The new plan should restore the rule of law to an out-of-control agency. The EPA must abide by the rules set by Congress, particularly in the Clean Air Act, rather than lawlessly assuming authority it doesn’t have, as it did through the Clean Power Plan. The new plan must not repeat the mistakes of the CPP.

Carbon dioxide is the supervillain in the story of global climate change. The EPA declared even naturally-occurring CO2 as a pollutant in 2009, then sought to regulate it in the Clean Power Plan. Fortunately, the plan was stayed by the Supreme Court before it went into effect, and it remains in legal limbo.

In March 2017, President Trump issued an executive order directing the EPA to determine whether the Clean Power Plan exceeded the agency’s authority – which of course it did, and the EPA found that the CPP was unlawful and proposed full repeal.

But in December of that year, the advance notice of the new rules, the EPA indicated it would repeat some of the same mistakes of the CPP in its new guidelines.

First, EPA is not allowed to regulate greenhouse gas emissions from stationary sources (power plants) under Section 111 of the Clean Air Act. Why not?

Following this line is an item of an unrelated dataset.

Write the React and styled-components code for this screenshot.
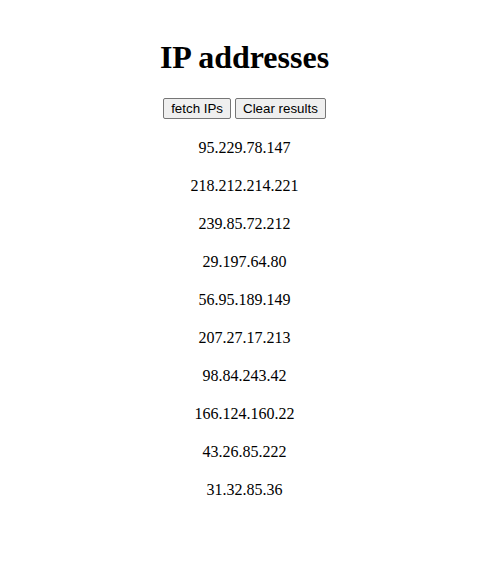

Because all emissions from such sources are already regulated under Section 112. Regulators don’t get two bites at that apple.

Congress expressly prohibited such overregulation to avoid burdensome, duplicative rules, and it required the EPA to choose only one avenue. But EPA has regulated coal-and-oil-fired electric generation unit emissions under Section 112 since 2000, and in 2012, it began regulating all fossil fuel-fired electric generation unit emissions under that section.

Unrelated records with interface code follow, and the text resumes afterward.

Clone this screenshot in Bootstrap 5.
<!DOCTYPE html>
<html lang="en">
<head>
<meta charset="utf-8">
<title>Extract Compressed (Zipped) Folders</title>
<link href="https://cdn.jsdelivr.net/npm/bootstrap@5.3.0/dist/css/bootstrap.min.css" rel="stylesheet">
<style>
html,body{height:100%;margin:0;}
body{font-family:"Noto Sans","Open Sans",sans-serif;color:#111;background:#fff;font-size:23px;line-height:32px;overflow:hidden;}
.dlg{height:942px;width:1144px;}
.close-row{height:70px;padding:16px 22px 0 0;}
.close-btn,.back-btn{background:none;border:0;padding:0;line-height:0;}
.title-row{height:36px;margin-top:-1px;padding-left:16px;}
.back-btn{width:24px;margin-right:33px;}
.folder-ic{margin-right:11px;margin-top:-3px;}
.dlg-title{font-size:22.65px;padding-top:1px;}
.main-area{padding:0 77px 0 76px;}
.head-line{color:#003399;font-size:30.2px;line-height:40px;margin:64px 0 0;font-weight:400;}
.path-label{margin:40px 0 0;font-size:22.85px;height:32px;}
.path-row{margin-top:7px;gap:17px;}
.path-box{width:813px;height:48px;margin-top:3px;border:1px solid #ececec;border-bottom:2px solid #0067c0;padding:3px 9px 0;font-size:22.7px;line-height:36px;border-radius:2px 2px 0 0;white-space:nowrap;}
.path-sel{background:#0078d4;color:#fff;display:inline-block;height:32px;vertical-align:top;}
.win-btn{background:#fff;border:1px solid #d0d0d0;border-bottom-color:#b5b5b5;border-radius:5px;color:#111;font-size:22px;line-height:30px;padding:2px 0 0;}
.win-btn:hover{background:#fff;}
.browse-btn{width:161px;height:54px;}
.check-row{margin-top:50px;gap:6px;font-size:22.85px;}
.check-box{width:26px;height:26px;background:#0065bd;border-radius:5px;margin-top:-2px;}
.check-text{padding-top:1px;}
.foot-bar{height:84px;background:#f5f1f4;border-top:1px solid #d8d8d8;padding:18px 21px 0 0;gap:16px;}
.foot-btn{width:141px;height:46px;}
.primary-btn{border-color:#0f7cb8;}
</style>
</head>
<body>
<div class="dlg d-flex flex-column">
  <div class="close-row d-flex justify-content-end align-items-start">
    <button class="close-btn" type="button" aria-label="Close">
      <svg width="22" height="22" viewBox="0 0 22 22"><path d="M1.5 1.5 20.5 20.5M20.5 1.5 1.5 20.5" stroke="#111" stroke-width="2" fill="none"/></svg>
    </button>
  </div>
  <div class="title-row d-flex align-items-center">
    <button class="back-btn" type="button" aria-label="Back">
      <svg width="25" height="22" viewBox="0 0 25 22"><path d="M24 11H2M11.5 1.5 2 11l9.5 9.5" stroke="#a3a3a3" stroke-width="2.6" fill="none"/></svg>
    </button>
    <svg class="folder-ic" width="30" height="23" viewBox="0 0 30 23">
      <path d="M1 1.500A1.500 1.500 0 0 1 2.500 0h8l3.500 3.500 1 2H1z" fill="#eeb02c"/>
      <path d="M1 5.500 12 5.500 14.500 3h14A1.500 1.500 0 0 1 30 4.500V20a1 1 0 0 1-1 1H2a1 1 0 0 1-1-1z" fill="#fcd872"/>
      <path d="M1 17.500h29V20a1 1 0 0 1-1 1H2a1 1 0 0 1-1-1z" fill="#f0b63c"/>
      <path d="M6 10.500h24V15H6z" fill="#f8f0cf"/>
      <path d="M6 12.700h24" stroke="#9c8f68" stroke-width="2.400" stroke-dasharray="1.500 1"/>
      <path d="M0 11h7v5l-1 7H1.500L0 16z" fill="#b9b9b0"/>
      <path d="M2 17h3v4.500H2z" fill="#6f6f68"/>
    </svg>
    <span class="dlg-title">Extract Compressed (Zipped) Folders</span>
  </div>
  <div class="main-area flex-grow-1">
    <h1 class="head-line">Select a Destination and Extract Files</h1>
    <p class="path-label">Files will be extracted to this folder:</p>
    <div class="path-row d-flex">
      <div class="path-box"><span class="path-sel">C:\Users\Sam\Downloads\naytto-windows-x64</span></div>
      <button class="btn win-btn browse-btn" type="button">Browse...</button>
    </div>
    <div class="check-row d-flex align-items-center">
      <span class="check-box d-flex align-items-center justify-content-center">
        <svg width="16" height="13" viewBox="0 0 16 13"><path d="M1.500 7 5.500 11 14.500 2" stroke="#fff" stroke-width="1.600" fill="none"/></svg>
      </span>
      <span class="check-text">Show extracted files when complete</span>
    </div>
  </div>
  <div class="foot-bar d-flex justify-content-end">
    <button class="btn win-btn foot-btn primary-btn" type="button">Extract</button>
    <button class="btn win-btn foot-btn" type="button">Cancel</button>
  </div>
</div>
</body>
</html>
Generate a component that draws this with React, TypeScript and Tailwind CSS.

Second, to proceed under Section 111, the EPA is required to make an endangerment finding under the criteria for stationary sources. But there is no endangerment finding – not under the Obama administration and not now. To justify its overreach, the EPA has pointed to the endangerment finding it made in 2009 in connection with mobile source emissions (cars and trucks, etc.) under a different provision of the Clean Air Act (Section 202).

But that endangerment finding simply doesn’t apply. It doesn’t meet the criteria of Section 111, that a pollutant from stationary sources endangers the public health and welfare. Instead, it found that an aggregate of six different greenhouse gases, emitted by mobile sources, is a danger.

Why is this difference important? Section 111 permits regulation only from “a category of sources . . . [which] significantly causes or contributes significantly to air pollution [that endangers health or welfare].” This “significance” requirement is not found in Section 202.

So, the EPA would have an insurmountable task in finding that American power plants “significantly” cause or contribute to the levels of carbon dioxide thought to aggravate climate change. Carbon dioxide is ubiquitous and worldwide in scope, making any such finding fraught with peril. Given emissions of carbon dioxide worldwide, it is highly unlikely that the EPA can specifically point to greenhouse gas emissions from American power plants as a significant cause of endangerment of health or welfare.

Finally, if the EPA is to regulate carbon dioxide emissions from power plants, it must proceed under Section 108 of the Clean Air Act, not Section 111. Section 108 is the regulatory path Congress prescribed for air pollutants in the “ambient air” emitted from “numerous or diverse” sources, while Section 111 is the instrument for emissions from specific source categories that pose local pollution concerns. Carbon dioxide is the very model of a ubiquitous substance emitted into the “ambient air” from “numerous or diverse” sources. EPA cannot short-circuit the regulatory framework hard written into the Clean Air Act under section 108 by jumping to another section of the act.

The Clean Power Plan represents the worst of the regulatory abuses of the Obama administration. Its mistakes must not be repeated.

When it comes to the new plan, less is more. Texas serves as the model for success, where a deregulated electricity market has resulted in abundant energy and cleaner power plants as electricity companies adopt the latest technologies as a way to increase efficiencies and maximize profit, all while resulting in a cleaner environment.

That’s the way forward for the Clean Power Plan’s replacement.